** Start **

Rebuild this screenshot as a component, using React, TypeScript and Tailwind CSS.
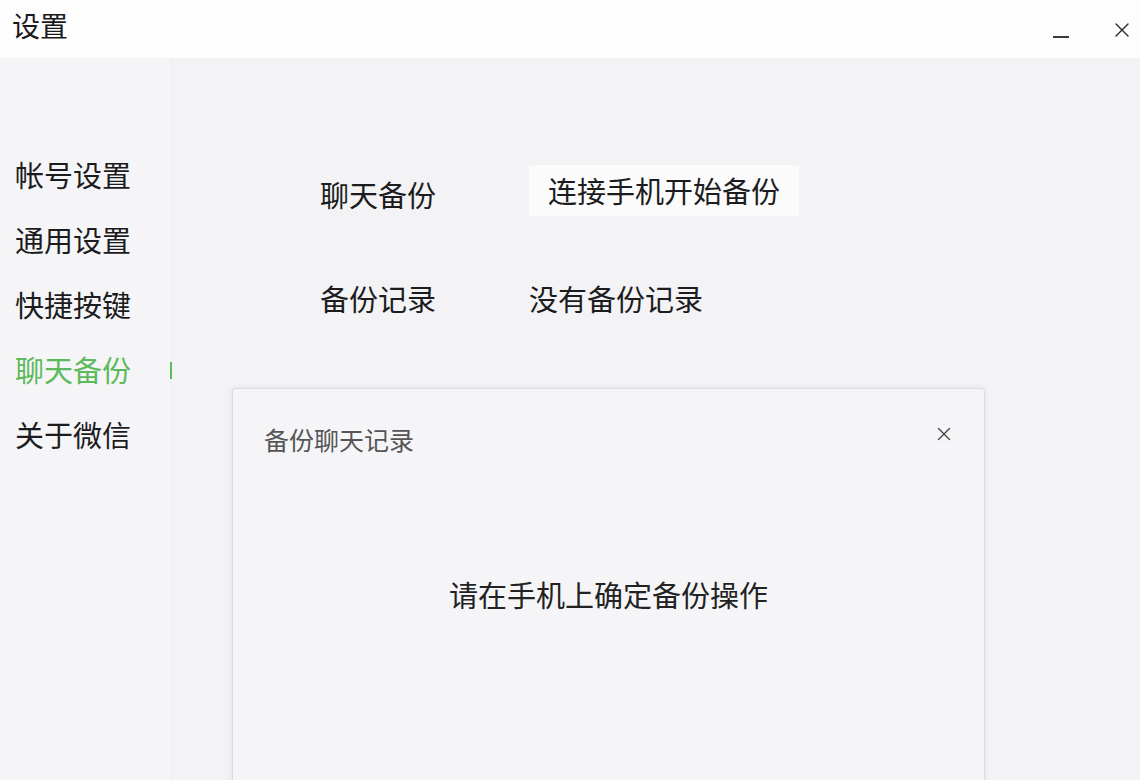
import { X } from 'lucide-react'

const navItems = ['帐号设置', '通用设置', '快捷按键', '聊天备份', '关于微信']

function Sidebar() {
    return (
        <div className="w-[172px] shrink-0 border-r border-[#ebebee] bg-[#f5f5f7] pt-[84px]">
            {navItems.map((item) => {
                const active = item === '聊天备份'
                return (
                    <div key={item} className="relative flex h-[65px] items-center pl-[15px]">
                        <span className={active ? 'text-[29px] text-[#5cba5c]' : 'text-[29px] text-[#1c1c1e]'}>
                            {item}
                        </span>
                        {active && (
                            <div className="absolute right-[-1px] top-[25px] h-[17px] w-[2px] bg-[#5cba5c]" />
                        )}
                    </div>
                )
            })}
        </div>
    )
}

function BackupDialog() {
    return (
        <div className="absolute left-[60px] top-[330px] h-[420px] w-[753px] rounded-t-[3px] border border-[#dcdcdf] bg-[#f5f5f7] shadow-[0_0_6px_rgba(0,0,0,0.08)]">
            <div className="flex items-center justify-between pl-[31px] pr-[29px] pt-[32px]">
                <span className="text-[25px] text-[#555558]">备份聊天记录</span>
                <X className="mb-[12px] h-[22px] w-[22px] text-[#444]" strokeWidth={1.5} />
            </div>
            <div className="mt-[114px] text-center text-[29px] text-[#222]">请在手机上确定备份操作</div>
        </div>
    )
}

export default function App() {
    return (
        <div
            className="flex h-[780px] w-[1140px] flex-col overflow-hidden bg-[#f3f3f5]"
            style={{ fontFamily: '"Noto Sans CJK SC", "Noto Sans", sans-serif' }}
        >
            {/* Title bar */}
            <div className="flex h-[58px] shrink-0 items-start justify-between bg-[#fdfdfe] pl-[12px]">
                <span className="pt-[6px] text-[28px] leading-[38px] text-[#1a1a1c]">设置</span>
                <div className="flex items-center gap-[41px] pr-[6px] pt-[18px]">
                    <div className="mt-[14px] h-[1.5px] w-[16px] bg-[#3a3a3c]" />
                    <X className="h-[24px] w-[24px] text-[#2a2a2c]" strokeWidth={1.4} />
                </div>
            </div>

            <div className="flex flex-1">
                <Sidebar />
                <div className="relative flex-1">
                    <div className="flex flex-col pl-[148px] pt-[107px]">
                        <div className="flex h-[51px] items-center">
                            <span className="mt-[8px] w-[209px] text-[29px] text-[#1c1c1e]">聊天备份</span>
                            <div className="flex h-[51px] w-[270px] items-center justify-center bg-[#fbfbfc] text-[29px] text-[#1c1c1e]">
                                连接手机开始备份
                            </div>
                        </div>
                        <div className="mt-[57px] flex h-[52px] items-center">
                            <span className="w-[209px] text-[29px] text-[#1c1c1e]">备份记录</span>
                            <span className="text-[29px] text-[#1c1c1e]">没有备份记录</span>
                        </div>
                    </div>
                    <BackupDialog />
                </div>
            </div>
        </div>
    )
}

** End **

**What you will do**.
Without the pictures, write out the whole listing above exactly as it appears.

**Written solution**.
Rebuild this screenshot as a component, using React, TypeScript and Tailwind CSS.
import { X } from 'lucide-react'

const navItems = ['帐号设置', '通用设置', '快捷按键', '聊天备份', '关于微信']

function Sidebar() {
    return (
        <div className="w-[172px] shrink-0 border-r border-[#ebebee] bg-[#f5f5f7] pt-[84px]">
            {navItems.map((item) => {
                const active = item === '聊天备份'
                return (
                    <div key={item} className="relative flex h-[65px] items-center pl-[15px]">
                        <span className={active ? 'text-[29px] text-[#5cba5c]' : 'text-[29px] text-[#1c1c1e]'}>
                            {item}
                        </span>
                        {active && (
                            <div className="absolute right-[-1px] top-[25px] h-[17px] w-[2px] bg-[#5cba5c]" />
                        )}
                    </div>
                )
            })}
        </div>
    )
}

function BackupDialog() {
    return (
        <div className="absolute left-[60px] top-[330px] h-[420px] w-[753px] rounded-t-[3px] border border-[#dcdcdf] bg-[#f5f5f7] shadow-[0_0_6px_rgba(0,0,0,0.08)]">
            <div className="flex items-center justify-between pl-[31px] pr-[29px] pt-[32px]">
                <span className="text-[25px] text-[#555558]">备份聊天记录</span>
                <X className="mb-[12px] h-[22px] w-[22px] text-[#444]" strokeWidth={1.5} />
            </div>
            <div className="mt-[114px] text-center text-[29px] text-[#222]">请在手机上确定备份操作</div>
        </div>
    )
}

export default function App() {
    return (
        <div
            className="flex h-[780px] w-[1140px] flex-col overflow-hidden bg-[#f3f3f5]"
            style={{ fontFamily: '"Noto Sans CJK SC", "Noto Sans", sans-serif' }}
        >
            {/* Title bar */}
            <div className="flex h-[58px] shrink-0 items-start justify-between bg-[#fdfdfe] pl-[12px]">
                <span className="pt-[6px] text-[28px] leading-[38px] text-[#1a1a1c]">设置</span>
                <div className="flex items-center gap-[41px] pr-[6px] pt-[18px]">
                    <div className="mt-[14px] h-[1.5px] w-[16px] bg-[#3a3a3c]" />
                    <X className="h-[24px] w-[24px] text-[#2a2a2c]" strokeWidth={1.4} />
                </div>
            </div>

            <div className="flex flex-1">
                <Sidebar />
                <div className="relative flex-1">
                    <div className="flex flex-col pl-[148px] pt-[107px]">
                        <div className="flex h-[51px] items-center">
                            <span className="mt-[8px] w-[209px] text-[29px] text-[#1c1c1e]">聊天备份</span>
                            <div className="flex h-[51px] w-[270px] items-center justify-center bg-[#fbfbfc] text-[29px] text-[#1c1c1e]">
                                连接手机开始备份
                            </div>
                        </div>
                        <div className="mt-[57px] flex h-[52px] items-center">
                            <span className="w-[209px] text-[29px] text-[#1c1c1e]">备份记录</span>
                            <span className="text-[29px] text-[#1c1c1e]">没有备份记录</span>
                        </div>
                    </div>
                    <BackupDialog />
                </div>
            </div>
        </div>
    )
}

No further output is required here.